Der Score ist frei zugänglich.
RABBIT-SpA
Seit 2017 werden in diesem webbasierten Beobachtungsregister vergleichbar zu RABBIT Daten von Patientinnen und Patienten mit axialer Spondyloarthritis (axSpA) und Psoriasis-Arthritis (PsA) erhoben, um die Wirksamkeit und Sicherheit der eingesetzten Therapien im langfristigen Verlauf zu untersuchen.

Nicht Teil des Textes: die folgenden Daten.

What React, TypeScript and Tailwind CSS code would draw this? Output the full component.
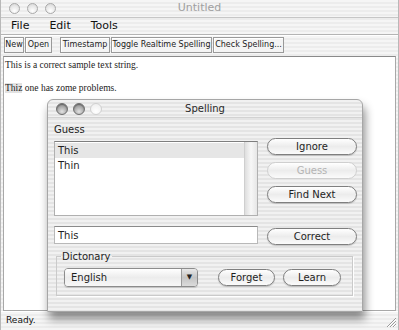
import React from "react";

const stripes =
  "bg-[repeating-linear-gradient(180deg,#f5f5f5_0px,#f5f5f5_2px,#ececec_2px,#ececec_4px)]";
const dlgStripes =
  "bg-[repeating-linear-gradient(180deg,#f1f1f1_0px,#f1f1f1_2px,#e4e4e4_2px,#e4e4e4_4px)]";

const Light = ({ kind }: { kind: "idle" | "dark" | "faded" }) => {
  if (kind === "dark")
    return (
      <div className="w-[12px] h-[12px] rounded-full border border-[#6f6f6f] bg-[radial-gradient(circle_at_50%_75%,#e2e2e2_0%,#a9a9a9_55%,#7d7d7d_100%)] shadow-[inset_0_1px_1px_rgba(0,0,0,0.3)]" />
    );
  if (kind === "faded")
    return <div className="w-[12px] h-[12px] rounded-full border border-[#d0d0d0] bg-[radial-gradient(circle_at_50%_75%,#ffffff_0%,#ececec_100%)]" />;
  return (
    <div className="w-[11px] h-[11px] rounded-full border border-[#a9a9a9] bg-[radial-gradient(circle_at_50%_75%,#ffffff_0%,#e6e6e6_60%,#d2d2d2_100%)]" />
  );
};

const ToolBtn = ({ label, w }: { label: string; w: string }) => (
  <div
    className={`${w} h-[16px] flex items-center justify-center border border-[#9a9a9a] bg-[#f4f4f4] shadow-[inset_1px_1px_0_#ffffff] text-[8px] text-[#222] whitespace-nowrap`}
  >
    {label}
  </div>
);

const AquaBtn = ({ label, w, disabled }: { label: string; w: string; disabled?: boolean }) => (
  <div
    className={`${w} h-[17px] rounded-full flex items-center justify-center text-[10px] border bg-linear-to-b from-white via-[#ececec] to-[#fbfbfb] ${
      disabled ? "border-[#cfcfcf] text-[#b4b4b4]" : "border-[#7f7f7f] text-[#1e1e1e] shadow-[0_1px_1px_rgba(0,0,0,0.18)]"
    }`}
  >
    {label}
  </div>
);

export default function App() {
  return (
    <div
      className={`relative w-[399px] h-[330px] overflow-hidden ${stripes} font-['DejaVu_Sans',sans-serif] border-l border-r border-[#b8b8b8]`}
    >
      {/* title bar */}
      <div className="grid grid-cols-[1fr_auto_1fr] items-center h-[18px] border-b border-[#c6c6c6]">
        <div className="flex items-center gap-[7px] pl-[8px]">
          <Light kind="idle" />
          <Light kind="idle" />
          <Light kind="idle" />
        </div>
        <div className="text-[11px] text-[#a0a0a0]">Untitled</div>
        <div />
      </div>

      {/* menu bar */}
      <div className="flex items-center h-[16px] pl-[10px] gap-[20px] text-[11px] text-[#111]">
        <span>File</span>
        <span>Edit</span>
        <span>Tools</span>
      </div>
      <div className="h-[2px] border-t border-[#b4b4b4] border-b border-b-white" />

      {/* toolbar */}
      <div className="flex h-[20px] pt-[1px] pl-[3px]">
        <ToolBtn label="New" w="w-[20px]" />
        <div className="ml-[1px]">
          <ToolBtn label="Open" w="w-[27px]" />
        </div>
        <div className="ml-[8px] flex gap-[1px]">
          <ToolBtn label="Timestamp" w="w-[50px]" />
          <ToolBtn label="Toggle Realtime Spelling" w="w-[101px]" />
          <ToolBtn label="Check Spelling..." w="w-[71px]" />
        </div>
      </div>

      {/* text area */}
      <div className="mx-[2px] h-[255px] bg-white border border-[#a8a8a8] border-t-[#8a8a8a] pt-[3px] pl-[1px] font-['Liberation_Serif',serif] text-[9.5px] leading-[11.5px] text-[#222]">
        <div>This is a correct sample text string.</div>
        <div>&nbsp;</div>
        <div>
          <span className="bg-[#e2e2e2]">Thiz</span> one has zome problems.
        </div>
      </div>

      {/* status bar */}
      <div className="relative h-[18px] flex items-center pl-[5px] text-[9px] text-[#111] border-t border-white">
        Ready.
        <svg className="absolute right-[1px] bottom-[1px]" width="13" height="13" viewBox="0 0 13 13">
          <path d="M12 3 L3 12 M12 6 L6 12 M12 9 L9 12" stroke="#9a9a9a" strokeWidth="1" />
          <path d="M12 4 L4 12 M12 7 L7 12 M12 10 L10 12" stroke="#ffffff" strokeWidth="1" />
        </svg>
      </div>

      {/* Spelling dialog */}
      <div
        className={`absolute left-[46px] top-[99px] w-[316px] h-[213px] rounded-t-[6px] border border-[#a6a6a6] ${dlgStripes} shadow-[2px_7px_10px_rgba(0,0,0,0.45)] text-[#1e1e1e]`}
      >
        <div className="grid grid-cols-[1fr_auto_1fr] items-center h-[18px] border-b border-[#d2d2d2]">
          <div className="flex items-center gap-[5px] pl-[8px]">
            <Light kind="dark" />
            <Light kind="dark" />
            <Light kind="faded" />
          </div>
          <div className="text-[10px] text-[#2a2a2a]">Spelling</div>
          <div />
        </div>

        <div className="pl-[6px] pt-[3px]">
          <div className="flex">
            <div className="w-[204px]">
              <div className="h-[17px] leading-[17px] text-[10px]">Guess</div>
              <div className="mt-[3px] h-[75px] flex bg-white border border-[#b0b0b0] border-t-[#7e7e7e]">
                <div className="flex-1 pt-[1px] text-[10px]">
                  <div className="h-[15px] leading-[15px] pl-[3px] bg-[#e6e6e6]">This</div>
                  <div className="h-[15px] leading-[15px] pl-[3px]">Thin</div>
                </div>
                <div className="w-[13px] border-l border-[#cfcfcf] bg-linear-to-r from-[#dedede] via-[#f7f7f7] to-[#e6e6e6]" />
              </div>
            </div>
            <div className="ml-[9px] w-[90px] flex flex-col gap-[7px] pt-[17px]">
              <AquaBtn label="Ignore" w="w-[90px]" />
              <AquaBtn label="Guess" w="w-[90px]" disabled />
              <AquaBtn label="Find Next" w="w-[90px]" />
            </div>
          </div>

          <div className="flex mt-[10px] items-start">
            <div className="w-[204px] h-[18px] flex items-center pl-[3px] bg-white border border-[#b8b8b8] border-t-[#8a8a8a] text-[10px]">
              This
            </div>
            <div className="ml-[9px] mt-[2px]">
              <AquaBtn label="Correct" w="w-[90px]" />
            </div>
          </div>

          <fieldset className="mt-[5px] ml-[2px] w-[297px] border border-[#cacaca] shadow-[1px_1px_0_#ffffff] pb-[8px]">
            <legend className="ml-[4px] px-[1px] text-[10px] leading-[13px]">Dictonary</legend>
            <div className="flex items-center mt-[5px] pl-[7px]">
              <div className="w-[134px] h-[19px] flex rounded-[4px] border border-[#8c8c8c] overflow-hidden shadow-[0_1px_1px_rgba(0,0,0,0.15)]">
                <div className="flex-1 flex items-center pl-[6px] text-[10px] bg-linear-to-b from-white via-[#ececec] to-[#f8f8f8]">
                  English
                </div>
                <div className="w-[16px] flex items-center justify-center border-l border-[#9a9a9a] bg-linear-to-b from-[#e8e8e8] via-[#c4c4c4] to-[#dcdcdc] text-[7px] text-[#222]">
                  ▼
                </div>
              </div>
              <div className="ml-[20px]">
                <AquaBtn label="Forget" w="w-[57px]" />
              </div>
              <div className="ml-[8px]">
                <AquaBtn label="Learn" w="w-[58px]" />
              </div>
            </div>
          </fieldset>
        </div>
      </div>
    </div>
  );
}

Rhekiss - Rheuma, Kinderwunsch und Schwangerschaft
Das Rhekiss Register beobachten den Verlauf und Ausgang von Schwangerschaften bis zum zweiten Geburtstag des Kindes bei Patientinnen mit verschiedenen entzündlich-rheumatischen Krankheiten, die unterschiedliche Therapien erhalten. Mithilfe dieser Informationen soll die Sicherheit in der Betreuung schwangerer Patientinnen mit rheumatischen Erkrankungen erhöht und die Beratung dieser Patientinnen bei Kinderwunsch und in der Schwangerschaft erleichtert werden.
Datenerhebung 2.0
Im Gegensatz zu dem papierbasierten RABBIT Register ist Rhekiss ein webbasiertes Register. Die Patientinnen füllen ihre Fragebögen via Tablet, Computer oder Smartphone-App aus, die ärztliche Dokumentation erfolgt am Computer in der rheumatologischen Einrichtung. Die Resonanz ist überwältigend: mittlerweile wurden bereits mehr als 1650 Patientinnen in das Register aufgenommen, davon mehr als 600 im Kinderwunsch-Modul. Von über 1000 Schwangerschaften ist der outcome bekannt.